A song later on the album, “Somebody Else’s Dress”, deepens the themes of longing. Moving from acts to identity, Lambring sings about a conflicted young queer woman, one who prays to Jesus, to “make love the way that she is supposed to,” to not desire “a girl in Indiana with a bible by her bed”. The hunger of the song heightens, mentioning the possibility of suicide by jumping off the highway 404 overpass. The song doesn’t end with a death, but between the faggot line, and the suicide line, one hopes for another coda, one not so abject.
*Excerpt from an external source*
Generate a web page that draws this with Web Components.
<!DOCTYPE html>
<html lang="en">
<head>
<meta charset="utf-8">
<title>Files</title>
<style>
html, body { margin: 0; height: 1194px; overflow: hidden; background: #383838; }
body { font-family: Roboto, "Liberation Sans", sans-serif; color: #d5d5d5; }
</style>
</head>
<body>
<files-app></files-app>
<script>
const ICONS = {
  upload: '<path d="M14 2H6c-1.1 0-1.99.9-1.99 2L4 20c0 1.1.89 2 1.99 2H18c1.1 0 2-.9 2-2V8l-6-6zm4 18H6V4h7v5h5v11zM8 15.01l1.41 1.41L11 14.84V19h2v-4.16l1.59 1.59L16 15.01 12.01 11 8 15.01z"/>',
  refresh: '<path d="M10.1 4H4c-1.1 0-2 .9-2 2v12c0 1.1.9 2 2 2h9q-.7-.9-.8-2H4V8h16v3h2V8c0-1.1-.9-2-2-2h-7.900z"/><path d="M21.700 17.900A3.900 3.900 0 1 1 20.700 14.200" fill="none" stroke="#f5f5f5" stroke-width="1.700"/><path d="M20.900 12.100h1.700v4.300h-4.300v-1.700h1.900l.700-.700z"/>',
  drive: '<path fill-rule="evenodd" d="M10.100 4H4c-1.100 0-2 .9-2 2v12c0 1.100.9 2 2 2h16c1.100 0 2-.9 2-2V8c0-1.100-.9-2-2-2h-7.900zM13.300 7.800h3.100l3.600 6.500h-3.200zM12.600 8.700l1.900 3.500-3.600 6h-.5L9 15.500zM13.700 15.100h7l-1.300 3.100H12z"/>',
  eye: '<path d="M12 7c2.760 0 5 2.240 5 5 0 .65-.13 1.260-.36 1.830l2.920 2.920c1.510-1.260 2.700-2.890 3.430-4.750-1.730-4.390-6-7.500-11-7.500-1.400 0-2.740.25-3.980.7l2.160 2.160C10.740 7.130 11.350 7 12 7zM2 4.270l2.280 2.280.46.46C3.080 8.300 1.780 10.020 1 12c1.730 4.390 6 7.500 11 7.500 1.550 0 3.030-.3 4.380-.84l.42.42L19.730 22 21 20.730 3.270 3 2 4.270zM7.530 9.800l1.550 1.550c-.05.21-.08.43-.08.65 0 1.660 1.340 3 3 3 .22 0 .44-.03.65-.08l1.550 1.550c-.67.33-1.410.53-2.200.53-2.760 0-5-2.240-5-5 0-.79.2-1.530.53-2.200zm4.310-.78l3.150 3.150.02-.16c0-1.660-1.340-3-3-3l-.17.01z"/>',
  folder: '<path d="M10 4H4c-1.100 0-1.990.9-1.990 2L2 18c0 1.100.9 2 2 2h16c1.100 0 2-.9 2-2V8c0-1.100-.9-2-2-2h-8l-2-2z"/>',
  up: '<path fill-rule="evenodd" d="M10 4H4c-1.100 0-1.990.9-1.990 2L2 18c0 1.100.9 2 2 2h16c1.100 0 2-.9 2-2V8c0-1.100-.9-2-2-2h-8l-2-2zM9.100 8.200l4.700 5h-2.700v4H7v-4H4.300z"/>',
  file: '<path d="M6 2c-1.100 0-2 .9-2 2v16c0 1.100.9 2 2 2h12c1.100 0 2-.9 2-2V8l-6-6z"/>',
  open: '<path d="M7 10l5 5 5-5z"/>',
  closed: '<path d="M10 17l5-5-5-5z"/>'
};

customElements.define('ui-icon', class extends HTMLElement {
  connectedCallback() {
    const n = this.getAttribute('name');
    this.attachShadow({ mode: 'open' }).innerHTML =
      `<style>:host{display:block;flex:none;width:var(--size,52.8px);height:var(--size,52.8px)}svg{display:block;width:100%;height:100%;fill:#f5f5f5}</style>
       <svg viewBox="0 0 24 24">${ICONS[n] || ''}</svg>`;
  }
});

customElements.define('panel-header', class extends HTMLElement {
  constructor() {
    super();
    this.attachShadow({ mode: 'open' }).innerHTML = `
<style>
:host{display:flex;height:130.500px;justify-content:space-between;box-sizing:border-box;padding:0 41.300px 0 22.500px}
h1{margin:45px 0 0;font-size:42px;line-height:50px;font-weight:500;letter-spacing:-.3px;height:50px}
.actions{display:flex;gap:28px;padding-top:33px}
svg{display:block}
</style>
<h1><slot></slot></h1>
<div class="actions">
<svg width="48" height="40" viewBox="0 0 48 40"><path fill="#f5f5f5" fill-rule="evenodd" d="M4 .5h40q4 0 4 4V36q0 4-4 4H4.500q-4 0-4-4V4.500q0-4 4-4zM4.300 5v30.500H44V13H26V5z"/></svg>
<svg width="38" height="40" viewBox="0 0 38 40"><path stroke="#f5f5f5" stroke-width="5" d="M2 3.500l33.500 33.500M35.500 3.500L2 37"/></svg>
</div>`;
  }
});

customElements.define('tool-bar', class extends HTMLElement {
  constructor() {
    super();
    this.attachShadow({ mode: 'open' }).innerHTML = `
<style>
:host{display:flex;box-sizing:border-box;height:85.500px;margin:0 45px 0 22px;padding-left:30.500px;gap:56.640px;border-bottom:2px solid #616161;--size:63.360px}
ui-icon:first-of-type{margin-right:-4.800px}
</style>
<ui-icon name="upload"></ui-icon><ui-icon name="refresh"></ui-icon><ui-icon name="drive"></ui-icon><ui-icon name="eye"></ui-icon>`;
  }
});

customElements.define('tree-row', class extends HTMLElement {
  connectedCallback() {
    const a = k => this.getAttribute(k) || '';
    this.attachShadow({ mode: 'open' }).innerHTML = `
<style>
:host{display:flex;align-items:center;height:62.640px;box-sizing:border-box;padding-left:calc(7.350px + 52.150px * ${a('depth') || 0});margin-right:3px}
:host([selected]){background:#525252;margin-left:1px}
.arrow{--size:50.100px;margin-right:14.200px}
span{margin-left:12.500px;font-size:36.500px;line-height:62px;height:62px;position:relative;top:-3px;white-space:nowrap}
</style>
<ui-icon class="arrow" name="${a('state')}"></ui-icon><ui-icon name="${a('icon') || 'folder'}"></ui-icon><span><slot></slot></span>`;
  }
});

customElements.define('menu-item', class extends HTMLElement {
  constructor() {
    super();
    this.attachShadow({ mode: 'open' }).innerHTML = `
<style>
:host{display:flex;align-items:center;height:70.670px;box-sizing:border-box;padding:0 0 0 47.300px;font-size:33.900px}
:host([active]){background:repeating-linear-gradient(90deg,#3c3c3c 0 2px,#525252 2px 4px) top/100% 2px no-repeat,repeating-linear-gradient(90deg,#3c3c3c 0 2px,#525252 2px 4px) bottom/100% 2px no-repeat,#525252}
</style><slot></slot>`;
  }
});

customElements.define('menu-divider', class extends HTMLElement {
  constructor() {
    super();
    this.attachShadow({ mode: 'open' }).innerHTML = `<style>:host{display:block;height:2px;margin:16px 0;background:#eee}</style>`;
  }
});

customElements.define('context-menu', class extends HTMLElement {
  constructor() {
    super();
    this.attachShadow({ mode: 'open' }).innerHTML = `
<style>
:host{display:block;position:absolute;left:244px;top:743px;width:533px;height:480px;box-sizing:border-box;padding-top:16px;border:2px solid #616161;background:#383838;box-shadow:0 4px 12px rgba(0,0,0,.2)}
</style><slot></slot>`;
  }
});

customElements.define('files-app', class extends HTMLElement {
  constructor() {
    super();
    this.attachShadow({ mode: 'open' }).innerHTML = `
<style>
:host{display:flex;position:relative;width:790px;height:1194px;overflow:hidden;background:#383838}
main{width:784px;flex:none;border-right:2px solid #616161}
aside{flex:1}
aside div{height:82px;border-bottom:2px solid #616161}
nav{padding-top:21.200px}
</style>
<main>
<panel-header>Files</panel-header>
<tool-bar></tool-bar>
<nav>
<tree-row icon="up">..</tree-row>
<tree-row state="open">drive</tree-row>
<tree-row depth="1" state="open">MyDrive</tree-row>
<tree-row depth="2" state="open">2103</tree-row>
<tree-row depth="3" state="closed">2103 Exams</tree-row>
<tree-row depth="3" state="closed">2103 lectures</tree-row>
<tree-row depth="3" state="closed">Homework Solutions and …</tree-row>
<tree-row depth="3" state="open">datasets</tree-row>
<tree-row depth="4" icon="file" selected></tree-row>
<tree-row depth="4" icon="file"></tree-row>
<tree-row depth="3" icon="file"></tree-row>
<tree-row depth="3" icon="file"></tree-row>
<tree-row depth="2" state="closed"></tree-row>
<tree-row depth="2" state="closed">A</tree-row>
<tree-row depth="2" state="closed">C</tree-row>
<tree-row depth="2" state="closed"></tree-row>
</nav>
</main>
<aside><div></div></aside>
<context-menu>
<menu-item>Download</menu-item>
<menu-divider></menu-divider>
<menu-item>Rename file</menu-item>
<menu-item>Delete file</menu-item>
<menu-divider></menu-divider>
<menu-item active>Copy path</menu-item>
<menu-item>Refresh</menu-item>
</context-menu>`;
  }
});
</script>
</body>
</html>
Listening to that line, there is another kind of hope, that she might ditch the Bible and follow the girl in Indiana, a hope said better in the queer wedding ode, “Save Me Tonight,” with guitars reminiscent of Tom Petty or the Indigo Girls, which opens with the line “I don’t go to church / It’s hard to see the light / Someone’s always hurt / Someone’s always right.” There is a profound ambivalence in this work, the desire to be saved by the “sweetest rhetoric” and the knowledge that the rhetoric might not save.

The sophistication and ambivalence, of even that one verse, in an entire album of queer storytelling and queer understanding, suggests those decades in the Nashville songwriting circles were work well worth pursuing.